Configure it under WordPress->Options->XML-sitemap, and generate and view the sitemap.xml file.
- Tell google about the sitemap.xml file
- Create a google/gmail account
- Go to Web Master Tools and add/verify your site
- Go to Web Master Tools -> Sitemap -> Add sitemap, and provide the URL to your sitemap
- Repeat for other search engines
5. Set up meta-data
Adding key words to the meta data associated with each post will also bump up your search result rank.
There are many wordpress plugins that do this.
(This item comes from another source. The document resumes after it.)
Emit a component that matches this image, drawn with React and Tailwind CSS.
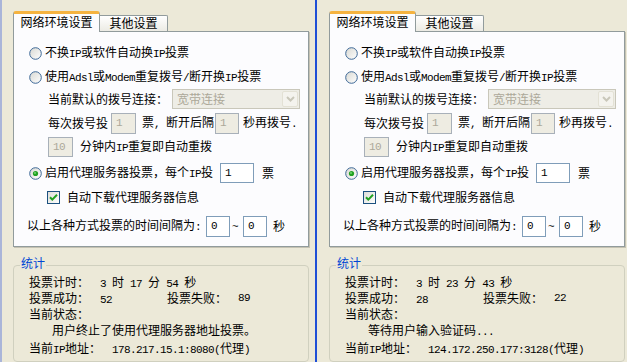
import React from "react";

// half-width text, 6px per glyph like the bitmap SimSun ASCII
const M = ({ children }) => (
  <span className="font-['Liberation_Mono',monospace] text-[11px] tracking-[-0.6px]">{children}</span>
);

const Radio = ({ checked }) => (
  <svg width="13" height="13" viewBox="0 0 13 13" className="shrink-0">
    <defs>
      <linearGradient id="rg" x1="0" y1="0" x2="1" y2="1">
        <stop offset="0" stopColor="#D8D8D2" />
        <stop offset="1" stopColor="#FFFFFF" />
      </linearGradient>
    </defs>
    <circle cx="6.5" cy="6.5" r="5.8" fill="url(#rg)" stroke="#3D6897" strokeWidth="1" />
    {checked && (
      <>
        <circle cx="6.5" cy="6.5" r="2.6" fill="#21A121" />
        <circle cx="6" cy="6" r="1" fill="#6FD66F" />
      </>
    )}
  </svg>
);

const Check = () => (
  <svg width="13" height="13" viewBox="0 0 13 13" className="shrink-0">
    <defs>
      <linearGradient id="cg" x1="0" y1="0" x2="1" y2="1">
        <stop offset="0" stopColor="#DCDCD7" />
        <stop offset="1" stopColor="#FFFFFF" />
      </linearGradient>
    </defs>
    <rect x="0.5" y="0.5" width="12" height="12" fill="url(#cg)" stroke="#1C5180" />
    <path d="M3 6.2 L5.3 8.6 L10 3.8" fill="none" stroke="#21A121" strokeWidth="2" />
  </svg>
);

const Box = ({ w, h = 21, value, disabled }) => (
  <div
    className={`shrink-0 border flex items-center pl-[4px] ${
      disabled ? "bg-[#EEECE2] border-[#A8B0B9] text-[#ACA899]" : "bg-white border-[#7F9DB9] text-black"
    }`}
    style={{ width: w, height: h }}
  >
    <M>{value}</M>
  </div>
);

const Pane = ({ s }) => (
  <div className="w-[296px]">
    {/* tabs */}
    <div className="h-[32px] -mb-[1px] flex items-end relative z-10">
      <div className="w-[87px] h-[21px] bg-[#FCFCFE] border-x border-[#919B9C] border-t-[3px] border-t-[#F5B340] rounded-t-[3px] flex justify-center">
        网络环境设置
      </div>
      <div className="w-[68px] h-[16px] mb-[1px] bg-gradient-to-b from-white to-[#ECEBE4] border-t border-r border-[#919B9C] rounded-tr-[2px] flex justify-center">
        <span className="leading-[14px]">其他设置</span>
      </div>
    </div>

    {/* tab body */}
    <div className="h-[216px] border border-[#919B9C] bg-[#FCFCFE] shadow-[1px_1px_0_#C5C2B2] flex flex-col pt-[9px] whitespace-pre">
      <div className="h-[24px] flex items-center pl-[15px] gap-[3px]">
        <Radio />
        <span>
          不换<M>IP</M>或软件自动换<M>IP</M>投票
        </span>
      </div>
      <div className="h-[24px] flex items-center pl-[15px] gap-[3px]">
        <Radio />
        <span>
          使用<M>Adsl</M>或<M>Modem</M>重复拨号<M>/</M>断开换<M>IP</M>投票
        </span>
      </div>
      <div className="h-[20px] flex items-center pl-[34px]">
        <span>当前默认的拨号连接：</span>
        <div className="ml-[4px] w-[128px] h-[20px] border border-[#C9C7BA] bg-[#EEEDE6] flex items-center justify-between pl-[4px] pr-[1px]">
          <span className="text-[#ACA899]">宽带连接</span>
          <div className="w-[16px] h-[16px] rounded-[2px] border border-[#E3E1D5] bg-[#F4F3EE] flex items-center justify-center">
            <svg width="9" height="6" viewBox="0 0 9 6">
              <path d="M1 1 L4.5 4.5 L8 1" fill="none" stroke="#C9C7BA" strokeWidth="2" />
            </svg>
          </div>
        </div>
      </div>
      <div className="h-[28px] flex items-center pl-[34px]">
        <span>每次拨号投</span>
        <div className="ml-[3px]">
          <Box w={25} value="1" disabled />
        </div>
        <span className="ml-[6px]">
          票<M>, </M>断开后隔
        </span>
        <div className="ml-[1px]">
          <Box w={24} value="1" disabled />
        </div>
        <span className="ml-[4px]">
          秒再拨号<M>.</M>
        </span>
      </div>
      <div className="h-[20px] flex items-center pl-[34px]">
        <Box w={25} h={20} value="10" disabled />
        <span className="ml-[7px]">
          分钟内<M>IP</M>重复即自动重拨
        </span>
      </div>
      <div className="h-[32px] flex items-center pl-[15px]">
        <Radio checked />
        <span className="ml-[3px]">
          启用代理服务器投票，每个<M>IP</M>投
        </span>
        <div className="ml-[7px]">
          <Box w={34} h={20} value="1" />
        </div>
        <span className="ml-[8px]">票</span>
      </div>
      <div className="h-[16px] flex items-center pl-[33px]">
        <Check />
        <span className="ml-[7px]">自动下载代理服务器信息</span>
      </div>
      <div className="mt-[11px] h-[20px] flex items-center pl-[13px]">
        <span>
          以上各种方式投票的时间间隔为<M>:</M>
        </span>
        <div className="ml-[5px]">
          <Box w={24} value="0" />
        </div>
        <span className="ml-[2px]">
          <M>~</M>
        </span>
        <div className="ml-[5px]">
          <Box w={24} value="0" />
        </div>
        <span className="ml-[6px]">秒</span>
      </div>
    </div>

    {/* stats group */}
    <div className="relative mt-[18px] h-[97px] border border-[#D0D0BF] rounded-[4px] pt-[8px] pl-[15px] whitespace-pre">
      <span className="absolute -top-[11px] left-[6px] px-[1px] bg-[#ECE9D8] text-[#0046D5]">统计</span>
      <div className="h-[16px] flex">
        <span className="w-[71px]">投票计时：</span>
        <span>
          <M>{s.h} </M>时<M> {s.m} </M>分<M> {s.sec} </M>秒
        </span>
      </div>
      <div className="h-[16px] flex">
        <span className="w-[71px]">投票成功：</span>
        <span className="w-[67px]">
          <M>{s.ok}</M>
        </span>
        <span className="w-[71px]">投票失败：</span>
        <M>{s.fail}</M>
      </div>
      <div className="h-[16px]">当前状态：</div>
      <div className="h-[16px] pl-[23px]">{s.status}</div>
      <div className="h-[16px] mt-[2px] flex">
        <span className="w-[83px]">
          当前<M>IP</M>地址：
        </span>
        <span>
          <M>{s.ip}(</M>代理<M>)</M>
        </span>
      </div>
    </div>
  </div>
);

const left = {
  h: "3",
  m: "17",
  sec: "54",
  ok: "52",
  fail: "89",
  status: <>用户终止了使用代理服务器地址投票。</>,
  ip: "178.217.15.1:8080",
};

const right = {
  h: "3",
  m: "23",
  sec: "43",
  ok: "28",
  fail: "22",
  status: (
    <>
      等待用户输入验证码<M>...</M>
    </>
  ),
  ip: "124.172.250.177:3128",
};

export default function App() {
  return (
    <div className="w-[627px] h-[362px] overflow-hidden bg-[#ECE9D8] flex font-['Noto_Sans_CJK_SC',sans-serif] text-[12px] leading-[16px] text-black">
      <div className="w-[315px] shrink-0 border-l-2 border-[#AAB5D9] pl-[11px]">
        <Pane s={left} />
      </div>
      <div className="w-[2px] shrink-0 bg-[#1F4FD6]" />
      <div className="w-[310px] shrink-0 pl-[12px]">
        <Pane s={right} />
      </div>
    </div>
  );
}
- Head Meta Description – This extracts the first few words from your posts and automatically adds it to the post’s meta-data. It assumes, that you don’t ramble, and make your point in the first paragraph. Possibly not as useful for my posts.
- SEO Title Tag – Search engines give considerable weighting to page title tags. This plugin allows you to configure and over-ride any page’s title tag via a new custom field.
So in summary for best search engine optimisation (SEO), enable permalinks, eliminate duplicated content with a robots.txt file, install a couple of plugins to add meta-data to each post, and create a sitemap file. You’ll reach the elusive google front page in no time.